The Wisconsin decisions, while speaking of the right as being an "equitable" right, treat it as a legal right arising out of tort, and it is enforced in an action at law rather than an action in equity. It arises out of the tort, out of the negligent or wrongful act or omission, and the liability for contribution is imposed by law.

It is perfectly clear that under the circumstances of this case a private person would be liable to the third-party plaintiff for such damage, loss, and contribution in accordance with the law of Wisconsin, the place where the act or omission occurred. Under the Tort Claims Act, the government is liable in the same manner and to the same extent as a private individual under such circumstances.

This court, therefore, holds that it has jurisdiction as this claim for contribution is not barred by 28 U.S.C.A. § 2401(b).

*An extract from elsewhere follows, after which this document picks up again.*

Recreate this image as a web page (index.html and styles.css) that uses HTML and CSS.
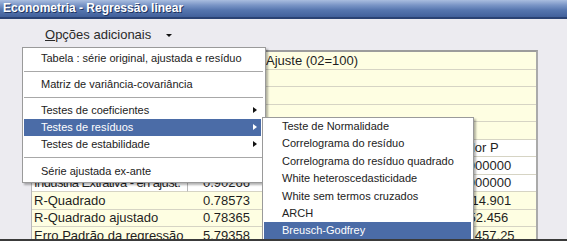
FILE: index.html
```html
<!DOCTYPE html>
<html lang="pt">
<head>
    <meta charset="UTF-8">
    <title>Econometria - Regressão linear</title>
    <link rel="stylesheet" href="styles.css">
</head>
<body>
    <div class="window">
        <!-- Title bar -->
        <div class="titlebar">Econometria - Regressão linear</div>

        <!-- Menu bar -->
        <div class="menubar">
            <span class="menu-btn"><u>O</u>pções adicionais</span>
            <span class="caret"></span>
        </div>

        <!-- Results -->
        <table class="results">
            <colgroup>
                <col class="c-label">
                <col class="c-value">
                <col class="c-label2">
                <col class="c-value2">
            </colgroup>
            <tr class="yellow"><td></td><td></td><td>Ajuste (02=100)</td><td></td></tr>
            <tr class="yellow"><td></td><td></td><td></td><td></td></tr>
            <tr class="yellow"><td></td><td></td><td></td><td></td></tr>
            <tr class="yellow"><td></td><td></td><td></td><td></td></tr>
            <tr class="yellow"><td></td><td></td><td></td><td></td></tr>
            <tr class="white"><td class="vline"></td><td></td><td></td><td>Valor P</td></tr>
            <tr class="white"><td class="vline"></td><td></td><td></td><td>0.000000</td></tr>
            <tr class="white"><td class="vline tight">Industria Extrativa - en ajust.</td><td class="num">0.90266</td><td></td><td>0.000000</td></tr>
            <tr class="yellow"><td>R-Quadrado</td><td class="num">0.78573</td><td></td><td>2614.901</td></tr>
            <tr class="yellow"><td>R-Quadrado ajustado</td><td class="num">0.78365</td><td></td><td>-652.456</td></tr>
            <tr class="yellow"><td>Erro Padrão da regressão</td><td class="num">5.79358</td><td></td><td>-11457.25</td></tr>
        </table>

        <!-- Opções adicionais menu -->
        <ul class="popup main-menu">
            <li class="item">Tabela : série original, ajustada e resíduo</li>
            <li class="sep"></li>
            <li class="item">Matriz de variância-covariância</li>
            <li class="sep"></li>
            <li class="item has-sub">Testes de coeficientes</li>
            <li class="item has-sub active">Testes de resíduos</li>
            <li class="item has-sub">Testes de estabilidade</li>
            <li class="sep last"></li>
            <li class="item">Série ajustada ex-ante</li>
        </ul>

        <!-- Testes de resíduos submenu -->
        <ul class="popup sub-menu">
            <li class="item">Teste de Normalidade</li>
            <li class="item">Correlograma do resíduo</li>
            <li class="item">Correlograma do resíduo quadrado</li>
            <li class="item">White heteroscedasticidade</li>
            <li class="item">White sem termos cruzados</li>
            <li class="item">ARCH</li>
            <li class="item active">Breusch-Godfrey</li>
        </ul>
    </div>
</body>
</html>
```

FILE: styles.css
```css
body {
    margin: 0;
    padding: 0;
    font-family: "Liberation Sans", Arial, sans-serif;
    overflow: hidden;
}

/* Window */
.window {
    position: relative;
    width: 567px;
    height: 239px;
    background: #ecebf0;
    border-bottom: 2px solid #3a3a3a;
    overflow: hidden;
}

/* Title bar */
.titlebar {
    height: 17px;
    line-height: 17px;
    padding-left: 3px;
    font-size: 12px;
    font-weight: bold;
    color: #fff;
    text-shadow: 1px 1px 0 #1f3460;
    background: linear-gradient(#a9bddf 0%, #7a95c6 30%, #5575ae 60%, #41609b 100%);
    border-bottom: 2px solid #2a4273;
}

/* Menu bar */
.menubar {
    display: flex;
    align-items: center;
    height: 31px;
    padding-left: 45px;
    font-size: 13px;
    color: #2a2a2a;
}

.caret {
    width: 0;
    height: 0;
    margin-left: 15px;
    margin-top: 1px;
    border-left: 3px solid transparent;
    border-right: 3px solid transparent;
    border-top: 3px solid #111;
}

/* Results table */
.results {
    margin-left: 31px;
    width: 507px;
    table-layout: fixed;
    border-collapse: separate;
    border-spacing: 0;
    border-top: 2px solid #9c9c9c;
    border-right: 2px solid #aaaaaa;
    border-left: 1px solid #b8b8b8;
    font-size: 13px;
    color: #1e1e1e;
}

.c-label { width: 156px; }
.c-value { width: 70px; }
.c-label2 { width: 199px; }

.results tr {
    height: 17.5px;
}

.results td {
    padding: 0 0 0 2px;
    border-bottom: 1px solid #d6d4c4;
    white-space: nowrap;
    overflow: hidden;
}

.results td:nth-child(3) {
    padding-left: 8px;
}

.results td:nth-child(4) {
    padding-left: 0;
}

.results .num {
    text-align: right;
    padding-right: 8px;
}

.results .vline {
    border-right: 1px solid #b8b8b8;
}

.results .tight {
    letter-spacing: -0.6px;
}

.yellow {
    background: #fefee2;
}

.white {
    background: #fff;
}

/* Popup menus */
.popup {
    position: absolute;
    margin: 0;
    list-style: none;
    box-sizing: border-box;
    background: #fff;
    border: 1px solid #9a9a9a;
    box-shadow: 2px 2px 2px rgba(0, 0, 0, 0.3);
    font-size: 11px;
    color: #222;
}

.popup .item {
    position: relative;
    height: 17px;
    line-height: 17px;
    white-space: nowrap;
}

.popup .active {
    background: #4b6ca7;
    color: #fff;
}

.main-menu {
    left: 22px;
    top: 47px;
    width: 244px;
    padding: 1px 4px 2px 1px;
}

.main-menu .item {
    padding-left: 17px;
}

.main-menu .item:first-child {
    margin-top: 1px;
}

.main-menu .sep {
    height: 9px;
    background: linear-gradient(transparent 4px, #a8a8a8 4px, #a8a8a8 5px, transparent 5px);
    margin-right: -2px;
}

.main-menu .sep.last {
    height: 10px;
}

.has-sub::after {
    content: "";
    position: absolute;
    right: 4px;
    top: 5px;
    border-left: 4px solid #111;
    border-top: 3.5px solid transparent;
    border-bottom: 3.5px solid transparent;
}

.has-sub.active::after {
    border-left-color: #fff;
}

.sub-menu {
    left: 262px;
    top: 117px;
    width: 212px;
    height: 140px;
    padding: 0 2px 0 1px;
}

.sub-menu .item {
    height: 17.4px;
    line-height: 17.4px;
    padding-left: 18px;
}
```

With reference to the venue question, the United States of America points out that the proper venue is where the accident occurred or where the plaintiff *535 resides. Plaintiff resides in Milwaukee County, Wisconsin, but the third-party plaintiff, Burton Plumbing-Heating Co., Inc., is an Indiana corporation. Venue in an ancillary third-party proceeding may be made to depend upon venue in the main proceeding notwithstanding the venue requirements of the Federal Tort Claims Act under which the third-party claim is brought. Leave to proceed on the third-party claim should be granted where there is no great inconvenience to the third-party defendant even though the venue might not be proper if the action were one just between the third-party plaintiff and the third-party defendant. This matter was squarely passed upon by the Court of Appeals for the Tenth Circuit in United States v. Acord, 209 F.2d 709. The following appears at page 714:

"Venue provisions are for the convenience of the parties. The granting or denial of leave of a defendant to prosecute a third-party proceeding under Rule 14 rests in the sound discretion of the trial court, and where an action on the third-party claim could not be maintained as an original proceeding because of lack of proper venue, the court should deny leave to bring a third-party proceeding under Rule 14, if it will result in great inconvenience to the third-party defendant."

There is no claim here that any inconvenience will result to the government or that the government will be handicapped if the matter is heard in this district rather than in the Western District of Wisconsin. The motion papers show that there are witnesses from the Eastern District. They do not show any witnesses from the Western District.

At the time of the oral argument, government counsel stated it had not yet found what branch of the government entered into the contract for the construction and was not able to find its records. In answer to the question by the court, government counsel admitted that it would make no difference to the government in that respect whether the action were in the Western or the Eastern District of Wisconsin. Its being in the Eastern District was of no material inconvenience to the government.

The motion of the third-party defendant, United States of America, to dismiss the third-party complaint against it is hereby denied.